>> begin Given material
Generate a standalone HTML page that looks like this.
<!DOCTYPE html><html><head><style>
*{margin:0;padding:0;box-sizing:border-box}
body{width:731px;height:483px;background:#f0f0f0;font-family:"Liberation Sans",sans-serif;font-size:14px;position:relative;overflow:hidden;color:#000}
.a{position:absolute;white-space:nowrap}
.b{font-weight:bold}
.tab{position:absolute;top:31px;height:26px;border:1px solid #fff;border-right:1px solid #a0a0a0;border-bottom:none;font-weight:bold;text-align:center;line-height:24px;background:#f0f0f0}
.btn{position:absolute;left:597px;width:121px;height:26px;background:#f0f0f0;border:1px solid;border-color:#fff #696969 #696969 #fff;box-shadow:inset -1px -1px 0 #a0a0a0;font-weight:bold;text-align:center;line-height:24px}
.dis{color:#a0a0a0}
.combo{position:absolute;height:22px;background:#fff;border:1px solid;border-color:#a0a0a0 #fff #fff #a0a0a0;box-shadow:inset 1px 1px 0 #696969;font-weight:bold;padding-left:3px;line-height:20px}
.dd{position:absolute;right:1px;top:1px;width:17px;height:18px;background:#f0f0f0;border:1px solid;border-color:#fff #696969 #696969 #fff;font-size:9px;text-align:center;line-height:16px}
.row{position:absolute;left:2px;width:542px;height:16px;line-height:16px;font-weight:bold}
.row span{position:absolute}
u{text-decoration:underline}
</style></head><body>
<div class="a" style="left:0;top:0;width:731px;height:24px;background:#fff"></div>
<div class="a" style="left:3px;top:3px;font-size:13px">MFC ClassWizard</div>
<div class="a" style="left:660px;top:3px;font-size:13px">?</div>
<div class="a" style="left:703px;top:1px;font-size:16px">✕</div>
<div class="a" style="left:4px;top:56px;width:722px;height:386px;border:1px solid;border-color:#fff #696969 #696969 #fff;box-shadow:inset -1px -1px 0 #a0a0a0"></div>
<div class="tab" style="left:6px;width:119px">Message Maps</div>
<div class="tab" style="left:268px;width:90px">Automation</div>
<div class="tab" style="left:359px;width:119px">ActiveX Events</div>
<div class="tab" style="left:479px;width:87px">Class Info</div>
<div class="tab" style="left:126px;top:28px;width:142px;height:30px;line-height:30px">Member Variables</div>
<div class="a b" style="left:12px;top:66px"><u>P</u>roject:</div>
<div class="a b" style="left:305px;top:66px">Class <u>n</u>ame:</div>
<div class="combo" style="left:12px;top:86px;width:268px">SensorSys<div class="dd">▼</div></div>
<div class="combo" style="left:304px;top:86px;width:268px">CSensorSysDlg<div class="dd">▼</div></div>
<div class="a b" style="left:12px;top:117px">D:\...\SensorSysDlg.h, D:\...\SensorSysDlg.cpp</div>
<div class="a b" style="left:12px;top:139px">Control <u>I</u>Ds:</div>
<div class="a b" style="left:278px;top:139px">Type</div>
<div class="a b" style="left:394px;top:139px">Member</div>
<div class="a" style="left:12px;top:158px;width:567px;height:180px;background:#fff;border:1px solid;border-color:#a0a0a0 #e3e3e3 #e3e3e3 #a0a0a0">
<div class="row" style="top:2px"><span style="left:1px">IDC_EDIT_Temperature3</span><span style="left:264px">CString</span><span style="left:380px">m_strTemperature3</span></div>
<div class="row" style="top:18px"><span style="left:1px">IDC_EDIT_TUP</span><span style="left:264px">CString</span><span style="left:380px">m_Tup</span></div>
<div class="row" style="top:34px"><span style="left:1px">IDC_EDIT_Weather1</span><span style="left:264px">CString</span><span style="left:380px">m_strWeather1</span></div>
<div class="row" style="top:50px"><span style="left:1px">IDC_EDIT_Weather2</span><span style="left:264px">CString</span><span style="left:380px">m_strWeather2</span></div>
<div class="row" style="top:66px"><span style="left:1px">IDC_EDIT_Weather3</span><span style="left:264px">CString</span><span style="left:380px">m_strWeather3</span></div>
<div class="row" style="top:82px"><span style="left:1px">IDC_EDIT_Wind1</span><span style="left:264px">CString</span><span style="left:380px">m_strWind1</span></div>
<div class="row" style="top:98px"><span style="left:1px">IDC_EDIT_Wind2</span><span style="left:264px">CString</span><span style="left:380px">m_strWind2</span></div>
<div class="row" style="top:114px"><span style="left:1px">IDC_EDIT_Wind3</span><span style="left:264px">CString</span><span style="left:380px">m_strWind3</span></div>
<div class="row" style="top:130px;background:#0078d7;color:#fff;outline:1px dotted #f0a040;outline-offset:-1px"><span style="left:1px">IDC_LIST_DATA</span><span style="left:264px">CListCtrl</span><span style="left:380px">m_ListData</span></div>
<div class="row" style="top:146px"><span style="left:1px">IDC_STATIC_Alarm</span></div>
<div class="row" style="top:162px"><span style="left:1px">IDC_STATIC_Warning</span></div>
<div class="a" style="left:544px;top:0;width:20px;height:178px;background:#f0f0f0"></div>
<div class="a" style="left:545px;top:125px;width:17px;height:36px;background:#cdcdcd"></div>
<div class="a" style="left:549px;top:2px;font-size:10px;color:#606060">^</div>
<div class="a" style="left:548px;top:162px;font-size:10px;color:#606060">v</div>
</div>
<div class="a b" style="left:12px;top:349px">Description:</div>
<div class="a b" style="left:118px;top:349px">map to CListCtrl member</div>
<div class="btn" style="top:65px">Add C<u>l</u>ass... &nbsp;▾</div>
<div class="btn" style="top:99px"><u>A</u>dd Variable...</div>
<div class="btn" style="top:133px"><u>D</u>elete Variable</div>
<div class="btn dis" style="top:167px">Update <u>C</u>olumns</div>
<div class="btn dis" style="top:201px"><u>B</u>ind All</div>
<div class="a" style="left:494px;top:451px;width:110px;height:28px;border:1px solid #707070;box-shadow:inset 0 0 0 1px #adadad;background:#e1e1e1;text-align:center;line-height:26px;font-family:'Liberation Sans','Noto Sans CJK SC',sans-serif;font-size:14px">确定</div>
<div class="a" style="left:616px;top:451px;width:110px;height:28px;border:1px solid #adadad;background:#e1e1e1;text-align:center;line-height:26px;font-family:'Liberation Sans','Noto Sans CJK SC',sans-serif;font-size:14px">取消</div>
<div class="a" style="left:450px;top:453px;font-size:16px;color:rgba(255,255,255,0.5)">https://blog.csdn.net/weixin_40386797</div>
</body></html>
>> end Given material
## Required task
Write the material out exactly, with nothing left out.

## Response below
Generate a standalone HTML page that looks like this.
<!DOCTYPE html><html><head><style>
*{margin:0;padding:0;box-sizing:border-box}
body{width:731px;height:483px;background:#f0f0f0;font-family:"Liberation Sans",sans-serif;font-size:14px;position:relative;overflow:hidden;color:#000}
.a{position:absolute;white-space:nowrap}
.b{font-weight:bold}
.tab{position:absolute;top:31px;height:26px;border:1px solid #fff;border-right:1px solid #a0a0a0;border-bottom:none;font-weight:bold;text-align:center;line-height:24px;background:#f0f0f0}
.btn{position:absolute;left:597px;width:121px;height:26px;background:#f0f0f0;border:1px solid;border-color:#fff #696969 #696969 #fff;box-shadow:inset -1px -1px 0 #a0a0a0;font-weight:bold;text-align:center;line-height:24px}
.dis{color:#a0a0a0}
.combo{position:absolute;height:22px;background:#fff;border:1px solid;border-color:#a0a0a0 #fff #fff #a0a0a0;box-shadow:inset 1px 1px 0 #696969;font-weight:bold;padding-left:3px;line-height:20px}
.dd{position:absolute;right:1px;top:1px;width:17px;height:18px;background:#f0f0f0;border:1px solid;border-color:#fff #696969 #696969 #fff;font-size:9px;text-align:center;line-height:16px}
.row{position:absolute;left:2px;width:542px;height:16px;line-height:16px;font-weight:bold}
.row span{position:absolute}
u{text-decoration:underline}
</style></head><body>
<div class="a" style="left:0;top:0;width:731px;height:24px;background:#fff"></div>
<div class="a" style="left:3px;top:3px;font-size:13px">MFC ClassWizard</div>
<div class="a" style="left:660px;top:3px;font-size:13px">?</div>
<div class="a" style="left:703px;top:1px;font-size:16px">✕</div>
<div class="a" style="left:4px;top:56px;width:722px;height:386px;border:1px solid;border-color:#fff #696969 #696969 #fff;box-shadow:inset -1px -1px 0 #a0a0a0"></div>
<div class="tab" style="left:6px;width:119px">Message Maps</div>
<div class="tab" style="left:268px;width:90px">Automation</div>
<div class="tab" style="left:359px;width:119px">ActiveX Events</div>
<div class="tab" style="left:479px;width:87px">Class Info</div>
<div class="tab" style="left:126px;top:28px;width:142px;height:30px;line-height:30px">Member Variables</div>
<div class="a b" style="left:12px;top:66px"><u>P</u>roject:</div>
<div class="a b" style="left:305px;top:66px">Class <u>n</u>ame:</div>
<div class="combo" style="left:12px;top:86px;width:268px">SensorSys<div class="dd">▼</div></div>
<div class="combo" style="left:304px;top:86px;width:268px">CSensorSysDlg<div class="dd">▼</div></div>
<div class="a b" style="left:12px;top:117px">D:\...\SensorSysDlg.h, D:\...\SensorSysDlg.cpp</div>
<div class="a b" style="left:12px;top:139px">Control <u>I</u>Ds:</div>
<div class="a b" style="left:278px;top:139px">Type</div>
<div class="a b" style="left:394px;top:139px">Member</div>
<div class="a" style="left:12px;top:158px;width:567px;height:180px;background:#fff;border:1px solid;border-color:#a0a0a0 #e3e3e3 #e3e3e3 #a0a0a0">
<div class="row" style="top:2px"><span style="left:1px">IDC_EDIT_Temperature3</span><span style="left:264px">CString</span><span style="left:380px">m_strTemperature3</span></div>
<div class="row" style="top:18px"><span style="left:1px">IDC_EDIT_TUP</span><span style="left:264px">CString</span><span style="left:380px">m_Tup</span></div>
<div class="row" style="top:34px"><span style="left:1px">IDC_EDIT_Weather1</span><span style="left:264px">CString</span><span style="left:380px">m_strWeather1</span></div>
<div class="row" style="top:50px"><span style="left:1px">IDC_EDIT_Weather2</span><span style="left:264px">CString</span><span style="left:380px">m_strWeather2</span></div>
<div class="row" style="top:66px"><span style="left:1px">IDC_EDIT_Weather3</span><span style="left:264px">CString</span><span style="left:380px">m_strWeather3</span></div>
<div class="row" style="top:82px"><span style="left:1px">IDC_EDIT_Wind1</span><span style="left:264px">CString</span><span style="left:380px">m_strWind1</span></div>
<div class="row" style="top:98px"><span style="left:1px">IDC_EDIT_Wind2</span><span style="left:264px">CString</span><span style="left:380px">m_strWind2</span></div>
<div class="row" style="top:114px"><span style="left:1px">IDC_EDIT_Wind3</span><span style="left:264px">CString</span><span style="left:380px">m_strWind3</span></div>
<div class="row" style="top:130px;background:#0078d7;color:#fff;outline:1px dotted #f0a040;outline-offset:-1px"><span style="left:1px">IDC_LIST_DATA</span><span style="left:264px">CListCtrl</span><span style="left:380px">m_ListData</span></div>
<div class="row" style="top:146px"><span style="left:1px">IDC_STATIC_Alarm</span></div>
<div class="row" style="top:162px"><span style="left:1px">IDC_STATIC_Warning</span></div>
<div class="a" style="left:544px;top:0;width:20px;height:178px;background:#f0f0f0"></div>
<div class="a" style="left:545px;top:125px;width:17px;height:36px;background:#cdcdcd"></div>
<div class="a" style="left:549px;top:2px;font-size:10px;color:#606060">^</div>
<div class="a" style="left:548px;top:162px;font-size:10px;color:#606060">v</div>
</div>
<div class="a b" style="left:12px;top:349px">Description:</div>
<div class="a b" style="left:118px;top:349px">map to CListCtrl member</div>
<div class="btn" style="top:65px">Add C<u>l</u>ass... &nbsp;▾</div>
<div class="btn" style="top:99px"><u>A</u>dd Variable...</div>
<div class="btn" style="top:133px"><u>D</u>elete Variable</div>
<div class="btn dis" style="top:167px">Update <u>C</u>olumns</div>
<div class="btn dis" style="top:201px"><u>B</u>ind All</div>
<div class="a" style="left:494px;top:451px;width:110px;height:28px;border:1px solid #707070;box-shadow:inset 0 0 0 1px #adadad;background:#e1e1e1;text-align:center;line-height:26px;font-family:'Liberation Sans','Noto Sans CJK SC',sans-serif;font-size:14px">确定</div>
<div class="a" style="left:616px;top:451px;width:110px;height:28px;border:1px solid #adadad;background:#e1e1e1;text-align:center;line-height:26px;font-family:'Liberation Sans','Noto Sans CJK SC',sans-serif;font-size:14px">取消</div>
<div class="a" style="left:450px;top:453px;font-size:16px;color:rgba(255,255,255,0.5)">https://blog.csdn.net/weixin_40386797</div>
</body></html>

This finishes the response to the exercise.